Weaver loves wrapping himself in the prophet's garb. For years he was a lonely voice railing against construction of the Washington Public Power Supply System (WPPSS), predicting the nuclear plants would bankrupt the region. When the project collapsed in the largest municipal bond default in history, Weaver's fiery warnings were vindicated.

This may be part of a family tradition, for Weaver's grandfather and namesake was the 1892 Populist candidate for president.

Weaver was a year old when his farm family went bust in 1928. A year later, the rest of the country followed suit. It appears that his childhood memory of breadlines in Iowa shapes his grim vision of the future.
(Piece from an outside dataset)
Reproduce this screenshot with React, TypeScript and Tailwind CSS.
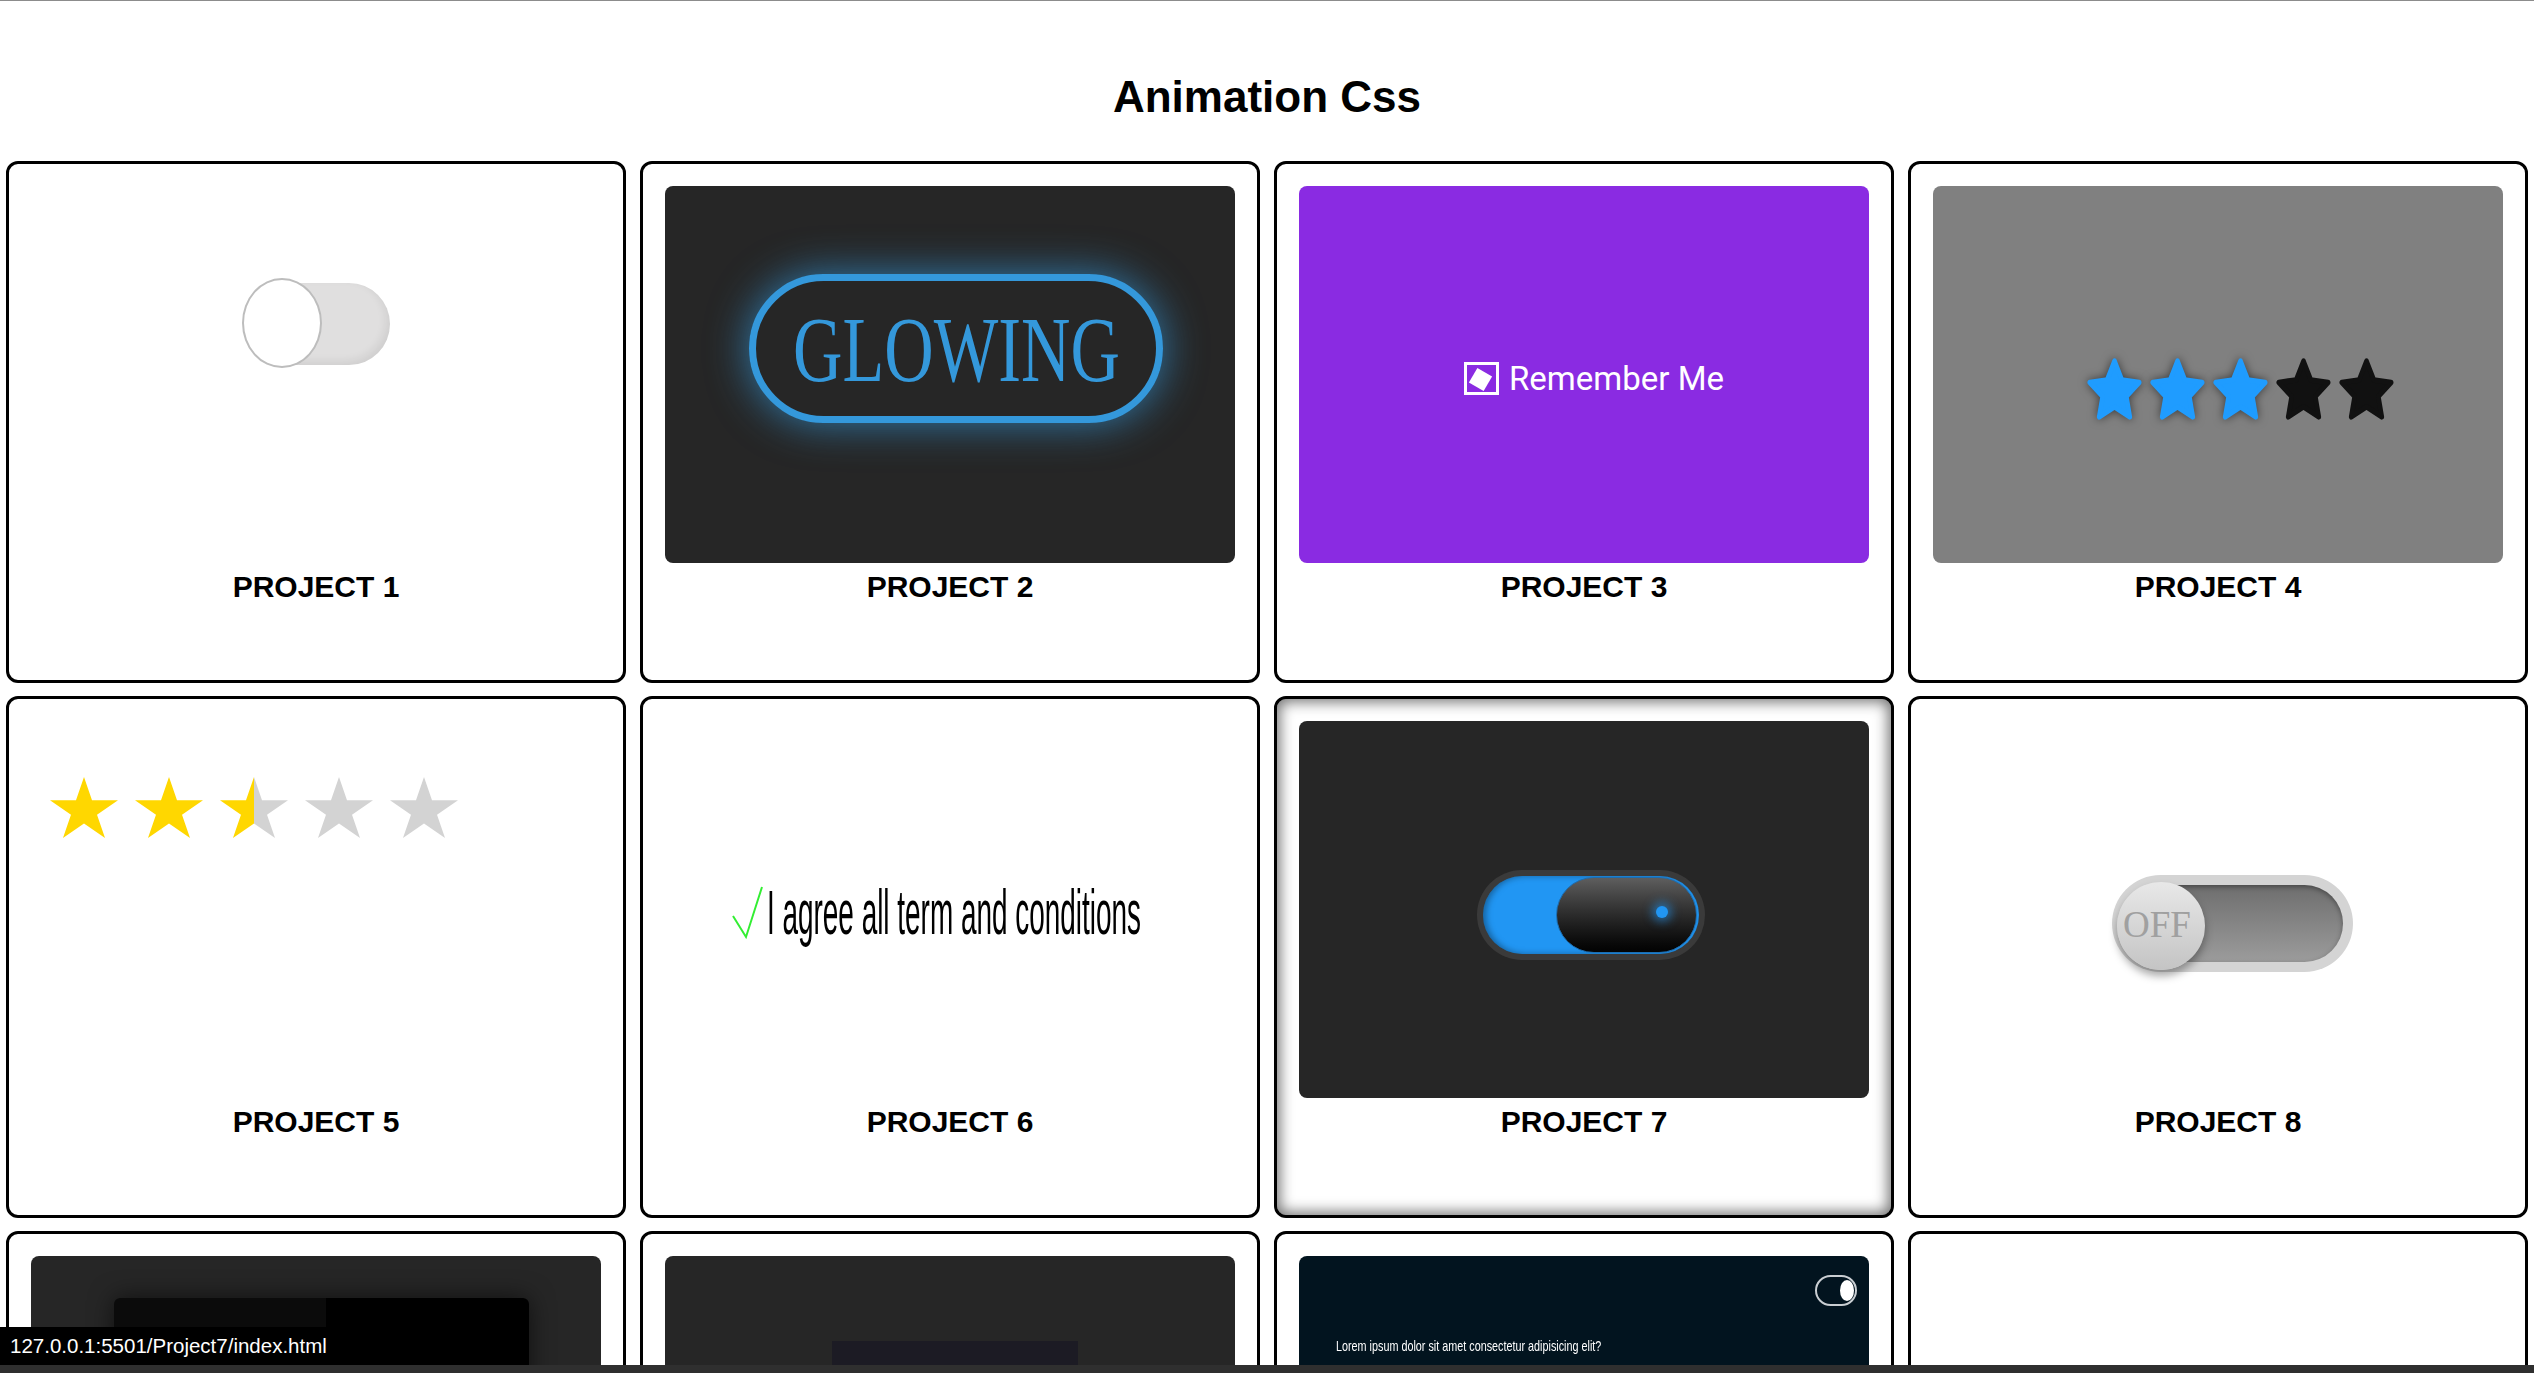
import type { ReactNode } from "react";

const STAR_SHARP =
  "50,0 61.2,34.5 97.55,34.55 68.2,55.9 79.4,90.45 50,69.1 20.6,90.45 31.8,55.9 2.45,34.55 38.8,34.5";
const STAR_FAT =
  "50,0 64.1,30.6 97.55,34.55 72.8,57.4 79.4,90.45 50,74 20.6,90.45 27.2,57.4 2.45,34.55 35.9,30.6";

function Card({
  n,
  bg,
  className = "",
  shadow = false,
  children,
}: {
  n: number;
  bg: string;
  className?: string;
  shadow?: boolean;
  children?: ReactNode;
}) {
  return (
    <div
      className={`h-[522px] rounded-[12px] border-[3px] border-black bg-white p-[22px] flex flex-col ${
        shadow ? "shadow-[inset_0_0_14px_3px_rgba(0,0,0,0.55)]" : ""
      }`}
    >
      <div className={`h-[377px] shrink-0 rounded-[8px] overflow-hidden ${bg} ${className}`}>
        {children}
      </div>
      <div className="mt-[6px] text-center text-[30px] leading-[35px] font-bold text-black">
        PROJECT {n}
      </div>
    </div>
  );
}

function PlainToggle() {
  return (
    <div className="relative w-[148px] h-[90px]">
      <div className="absolute left-[8px] top-[5px] w-[140px] h-[82px] rounded-full bg-[#e0dfdf] shadow-[inset_-4px_-4px_8px_rgba(0,0,0,0.07)]" />
      <div className="absolute left-0 top-0 w-[80px] h-[90px] rounded-[50%] bg-white border-2 border-[#bdbdbd]" />
    </div>
  );
}

function Glowing() {
  return (
    <div className="flex items-center justify-center w-[414px] h-[149px] rounded-full border-[7px] border-[#3498db] shadow-[0_0_42px_rgba(52,152,219,0.75)]">
      <div className="w-[327px] h-[94px]">
        <span className="block whitespace-nowrap origin-left scale-x-[0.728] text-[94px] leading-none text-[#3498db] font-['Liberation_Serif','Times_New_Roman',serif]">
          GLOWING
        </span>
      </div>
    </div>
  );
}

function RememberMe() {
  return (
    <div className="flex items-center gap-[10px]">
      <div className="w-[35px] h-[33px] border-[3px] border-white flex items-center justify-center">
        <div className="w-[17px] h-[17px] bg-white rotate-[30deg] -translate-x-[1px] translate-y-[1px]" />
      </div>
      <span className="text-white text-[33px] leading-none font-['Roboto',sans-serif]">
        Remember Me
      </span>
    </div>
  );
}

function RoundStar({ color, glow }: { color: string; glow: boolean }) {
  return (
    <svg
      viewBox="-3 -5 106 100.5"
      preserveAspectRatio="none"
      className={`w-[55px] h-[62px] ${glow ? "drop-shadow-[0_0_5px_rgba(0,0,0,0.55)]" : ""}`}
    >
      <polygon points={STAR_FAT} fill={color} stroke={color} strokeWidth="9" strokeLinejoin="round" />
    </svg>
  );
}

function SharpStar({ fill }: { fill: string }) {
  return (
    <svg viewBox="2.45 0 95.1 90.45" preserveAspectRatio="none" className="w-[68px] h-[61px]">
      <defs>
        <linearGradient id="halfStar" x1="0" x2="1" y1="0" y2="0">
          <stop offset="50%" stopColor="#ffd700" />
          <stop offset="50%" stopColor="#d3d3d3" />
        </linearGradient>
      </defs>
      <polygon points={STAR_SHARP} fill={fill} />
    </svg>
  );
}

function AgreeText() {
  return (
    <div className="flex items-center gap-[3px]">
      <svg viewBox="0 0 32 54" className="w-[32px] h-[54px]">
        <polyline
          points="1,30 14,51 30,1"
          fill="none"
          stroke="#33ee33"
          strokeWidth="2"
          strokeLinejoin="miter"
        />
      </svg>
      <div className="w-[374px] h-[63px]">
        <span className="block whitespace-nowrap origin-left scale-x-[0.443] text-[63px] leading-none text-black">
          I agree all term and conditions
        </span>
      </div>
    </div>
  );
}

function BlueToggle() {
  return (
    <div className="w-[228px] h-[90px] rounded-full bg-[#3a3a3a] p-[6px]">
      <div className="relative h-full rounded-full bg-[#2196f3] shadow-[inset_3px_0_6px_rgba(0,0,0,0.35)]">
        <div className="absolute right-[2px] top-[1px] w-[141px] h-[76px] rounded-full bg-linear-to-b from-[#5e5e5e] to-[#030303] border border-[#1d6db0]">
          <div className="absolute left-[99px] top-[28px] w-[12px] h-[12px] rounded-full bg-[#2196f3] shadow-[0_0_10px_4px_rgba(33,150,243,0.55)]" />
        </div>
      </div>
    </div>
  );
}

function OffToggle() {
  return (
    <div className="relative w-[241px] h-[97px] rounded-full bg-[#d4d4d4] p-[10px]">
      <div className="h-full w-full rounded-full bg-linear-to-b from-[#6e6e6e] to-[#9c9c9c] shadow-[inset_0_2px_5px_rgba(0,0,0,0.35)]" />
      <div className="absolute left-[5px] top-[7px] w-[88px] h-[88px] rounded-full bg-linear-to-b from-[#e8e8e8] to-[#c4c4c4] shadow-[0_6px_8px_rgba(0,0,0,0.35)] flex items-center justify-center">
        <span className="text-[37px] leading-none text-[#a0a0a0] font-['Liberation_Serif',serif] -translate-x-[4px] -translate-y-[2px]">
          OFF
        </span>
      </div>
    </div>
  );
}

export default function App() {
  return (
    <div className="h-screen overflow-hidden bg-white font-['Liberation_Sans',Arial,sans-serif]">
      <div className="h-[1px] bg-[#8c8c8c]" />
      <h1 className="pt-[70px] pb-[39px] text-center text-[44px] leading-[51px] font-bold text-black">
        Animation Css
      </h1>

      <div className="grid grid-cols-4 gap-x-[14px] gap-y-[13px] px-[6px]">
        <Card n={1} bg="bg-white" className="flex justify-center pt-[92px]">
          <PlainToggle />
        </Card>

        <Card n={2} bg="bg-[#262626]" className="flex justify-center pt-[88px] pl-[12px]">
          <Glowing />
        </Card>

        <Card n={3} bg="bg-[#8a2be2]" className="flex items-center justify-center pl-[20px] pt-[7px]">
          <RememberMe />
        </Card>

        <Card n={4} bg="bg-[#808080]" className="flex items-center justify-center gap-[8px] pl-[44px] pt-[28px]">
          {[0, 1, 2, 3, 4].map((i) => (
            <RoundStar key={i} color={i < 3 ? "#1f9cff" : "#111111"} glow={i < 3} />
          ))}
        </Card>

        <Card n={5} bg="bg-white" className="flex items-start gap-[17px] pl-[19px] pt-[56px]">
          <SharpStar fill="#ffd700" />
          <SharpStar fill="#ffd700" />
          <SharpStar fill="url(#halfStar)" />
          <SharpStar fill="#d3d3d3" />
          <SharpStar fill="#d3d3d3" />
        </Card>

        <Card n={6} bg="bg-white" className="flex items-center justify-center pr-[28px] pt-[6px]">
          <AgreeText />
        </Card>

        <Card n={7} bg="bg-[#262626]" shadow className="flex items-center justify-center pl-[14px] pt-[11px]">
          <BlueToggle />
        </Card>

        <Card n={8} bg="bg-white" className="flex items-center justify-center pl-[29px] pt-[28px]">
          <OffToggle />
        </Card>

        <Card n={9} bg="bg-[#262626]" className="pt-[42px] pl-[83px]">
          <div className="flex w-[415px] h-[160px] rounded-[6px] overflow-hidden shadow-[0_0_25px_rgba(0,0,0,0.6)]">
            <div className="w-[212px] bg-[#0b0b0b]" />
            <div className="flex-1 bg-black" />
          </div>
        </Card>

        <Card n={10} bg="bg-[#262626]" className="pt-[85px] pl-[167px]">
          <div className="w-[246px] h-[100px] bg-[#1c1b24]" />
        </Card>

        <Card n={11} bg="bg-[#02141f]" className="flex flex-col">
          <div className="flex justify-end pt-[19px] pr-[12px]">
            <div className="w-[42px] h-[31px] rounded-full border-2 border-[#c9ced2] flex items-center justify-end pr-[1px]">
              <div className="w-[14px] h-[21px] rounded-[50%] bg-white" />
            </div>
          </div>
          <div className="mt-[32px] ml-[37px] w-[266px]">
            <span className="block whitespace-nowrap origin-left scale-x-[0.72] text-[15px] leading-none text-white">
              Lorem ipsum dolor sit amet consectetur adipisicing elit?
            </span>
          </div>
        </Card>

        <Card n={12} bg="bg-white" />
      </div>

      {/* browser status bubble */}
      <div className="fixed left-0 bottom-[8px] h-[38px] w-[345px] bg-black rounded-tr-[4px] flex items-center pl-[10px] text-white text-[20.5px] leading-none">
        127.0.0.1:5501/Project7/index.html
      </div>
      <div className="fixed left-0 right-0 bottom-0 h-[8px] bg-[#2f2f2f]" />
    </div>
  );
}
Weaver says that previous depressions have followed a collapse in the farm economy and that each one -- 1837, 1857, 1873, 1893, 1929 -- came in the year after a presidential election.

The former developer says harbingers of a crash are visible in depressed Oregon. The value of his farm, he says, has dropped by two-thirds in the last five years.

Weaver says that Latin American countries will trigger the next depression by abandoning any pretense of repaying their massive loans from U.S. banks. And, he says, the nation, which has been living on borrowed money, will be rocked by a wave of foreclosures and bankruptcies, followed by the dollar's collapse.

Weaver's apocalyptic rhetoric brings him some abuse. "It's not easy to be called an idiot day after day, year after year," he says.